長友:外食をやりたかったということは、サブウェイ出向も自分で手を挙げた?
庵原:そうです。ずっとラブコールを送っていました。
長友:やっぱり自分がやりたいことがあれば口に出さなきゃダメですね。
庵原:絶対そうだと思います。女性ってどこかで「私なんて症候群」があると思うんですよ。「私なんて」と言いつつ「庵原さんすごいじゃないですか」って言われたい。私もそういうところがあったけど、それはズルいし、いざ目の前にチャンスボールが来たときにビビって取り損ねたりするので、やめようと思って。
長友:実際、言い続けて結果を出してきたわけですね。
庵原:今はまだ結果を出す途中なんですけどね。
長友:まだまだですか?
庵原:サントリーの法人営業のときは、この先、誰もひっくり返せないと自負している、すごく大きな取引をまとめたんです。でもサブウェイではまだ満足のいく爪痕を残せてない。私の座右の銘は「歴史に名を残す仕事をしたい」なので。

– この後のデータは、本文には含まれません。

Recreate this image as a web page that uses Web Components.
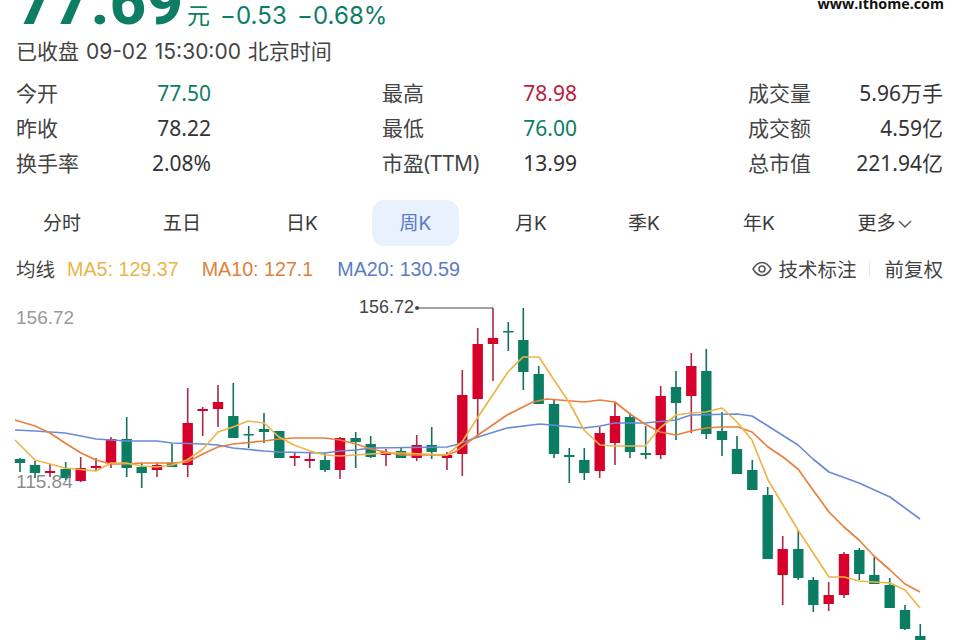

長友:かっこいい! 爪痕の構想としては、もっと店舗数を伸ばしていくとか?
庵原:ここ数年で急速に伸ばしてきたので、まずは一店舗一店舗の力を上げつつ、出店にドライブをかけていこうと。でも、平社員のときは何かを成し遂げようとするとき、ある意味で自分中心に考えればよかったけど、この立場になると、自分が動くだけじゃダメなんですよね。みんなに納得してもらって同じ方向を向いてもらえるようにしなければいけない。それもFCのオーナーさんや店舗のスタッフさんもいるので、プロセスがすごく長くて。もちろん、多数決を取っていたら経営なんてできませんから、決める力、動かす力はスピーディーにいかないといけませんが、どういうリーダーシップをとるかは私の課題ですね。
長友:それって性別に関係なく、ある程度の管理職ならわかる話でしょうね。その上で、女性だからこその難しさってないですか?
庵原:あるかもしれないですね。なぜなら、私が男性だったら、もっとトップダウンでゴンゴン行ったかもしれないから。
長友:キャラとして?
庵原:はい。赴任したときはすごく悩んだんです。でも『ビジョナリーカンパニー』という有名なビジネス書を読んだら「企業を継続させていくには必ずしもカリスマじゃなくていい」という言葉があって。
長友:合意形成型もいいと。
庵原:ええ。女性であり、役員としてはまだ若い自分のスタイルとして、今は合意形成していくほうが皆の理解を得られて、巻き込んでいけると思っています。もっともっと経験を積んで、合意形成もきちんとしつつ、ビジョンメークしてリーダーシップを張れる人間になりたいと思っていますが。